O bebé sossega nos braços grossos do pai. O electricista permanece de pé, a porta permanece aberta. Primeiro, respostas curtas, secas. Pouco a pouco, respostas mais compostas.
Não exerce a sua arte desde que deixou o Brasil. Na Península Ibérica, assumiu sempre o papel de pedreiro. E a mulher, que agora cruza a porta, entregou-se à limpeza, apesar de ser professora.
"É um choque", diz ela, camisola justa, cor berrante, a mostrar a elegância já recuperada. "Não é um serviço que a gente esteja habituada a fazer. Tem de se sujeitar a isso por falta de documentos."
O labirinto dos papéis
O estrafego dura há muito. Em 2004, Carlos trabalhava na construção de um centro comercial em Coimbra, já não partilhava o apartamento com os amigos, já encontrara um "ninho" para a sua família. A professora de primeiro ciclo pegou na filha, agora com seis anos, e veio.
O brasileiro, como muitos outros imigrantes ilegais, animou-se com a hipótese trazida pela última alteração legislativa. Pediu autorização de residência ao abrigo do artigo 88, n.º 2, da lei 23/2007 de 4 de Junho. "Tinha um contrato de trabalho, segurança social, tudo. O inspector do Serviço de Estrangeiros e Fronteiras [SEF] disse que o contrato de trabalho era para Espanha, não valia para território português. Eu tinha que arranjar um contrato de trabalho em Portugal".
Arranjou um contrato com uma empresa portuguesa em troca de um salário fixo.
Aguentou três meses. "Seiscentos euros! Esse salário não dava para manter a família!" Quando o SEF o chamou, já tornara a trabalhar nas obras em Espanha com um subempreiteiro português.
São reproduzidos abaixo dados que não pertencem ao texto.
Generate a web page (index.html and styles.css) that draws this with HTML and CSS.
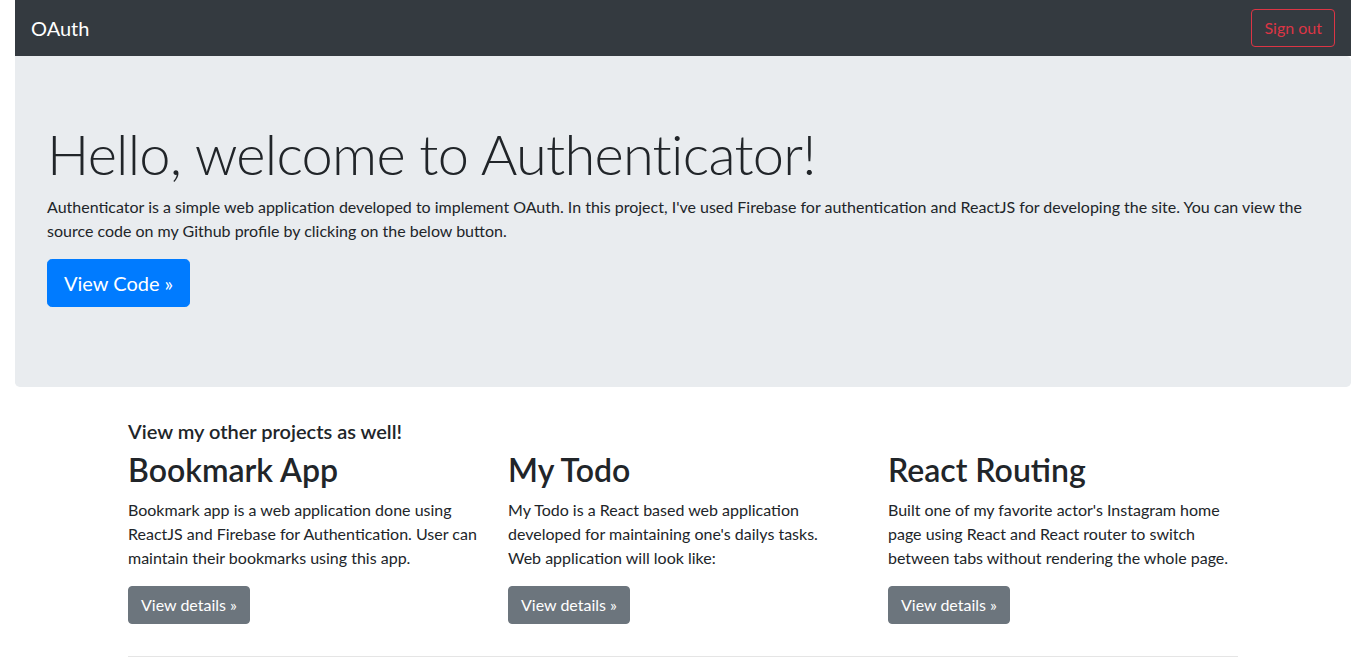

Recebeu a notificação para abandonar o país em 20 dias.
Vai buscar os documentos. Estica uma folha no sofá. A ordem para abandonar o país tem quase um ano: 17 de Junho de 2008. Motivo: "Não fez prova de possuir um contrato de trabalho". Estica outras folhas. Irrita-o ter sido obrigado a pagar multas quando deu início a um processo que, afinal, não o conduziu à tão desejada autorização de residência.
Orientado pela Comissão Nacional para a Legalização de Imigrantes, viu uma hipótese. A mulher tinha contrato de trabalho, descontava para a Segurança Social, podia tentar a legalização através dela. Só que o passaporte de Simone não fora carimbado à chegada e ela não provara ter meios de subsistência.
Simone faz limpezas 40 horas por mês em troca de 200 euros. Tinha de ganhar pelo menos um salário mínimo. A semana passada soube que de nada serviu argumentar que o marido trabalhava nas obras e ganhava 1200 a 1800 euros por mês, conforme a produtividade.
Acabou a paciência
"Isto está mal organizado", queixa-se, regressando do quarto, ao qual foi amamentar o bebé. Parece-lhe mal que a filha que nasceu aqui não tenha direito automático à nacionalidade. "Ela nasceu em Portugal, devia ser portuguesa". Podia solicitar a nacionalidade, se já tivesse concluído o primeiro ciclo ou se os pais tivessem autorização de residência há cinco anos.
"Acho que deviam levar em conta a família. Há aqui uma criança na escola, um bebé", insurge-se ela. "Família e muitos anos de Segurança Social paga", acrescenta ele. "Quase seis anos de descontos! Pelo tempo que está cá, pelo Segurança Social paga, deviam regularizar".
"Se está mau para os legais, imagine para os ilegais!", enfatiza Simone. "Com a crise, se você está ilegal, você não tem como arranjar trabalho", concorda Carlos. Não fosse a crise económica e financeira que grassa, fariam as malas e iriam tentar a sorte no outro lado da fronteira. Assim, não.
O artigo 122 da Lei de Estrangeiros dá-lhes uma hipótese. Uma criança que tenha nascido em Portugal, que aqui permaneça, e que se encontre a frequentar a educação pré-escolar ou o ensino básico, secundário ou profissional, tem direito a residência. E, a partir dela, os pais.
Já lhes disseram que pré-escolar significa infantário. Já lhes disseram que teriam de aguentar mais três anos sem papéis. Carlos fartou-se: "Não estou a trabalhar e não vou trabalhar mais. Vou embora para o meu país". É só o tempo da outra filha mais velha acabar o ano lectivo.
Simone olha o marido e o seu rosto contrai-se, como se ao olhá-lo lhe pesasse mais a desilusão dele, a desilusão deles: "Como nós, há muita gente". Só aqui, em Vila Nova de Gaia, duas famílias amigas vão partir. O televisor está sintonizado na TV Record. Carlos já se imagina a partir. Têm casa no Brasil - "casa e transporte próprio". Retomará a sua arte.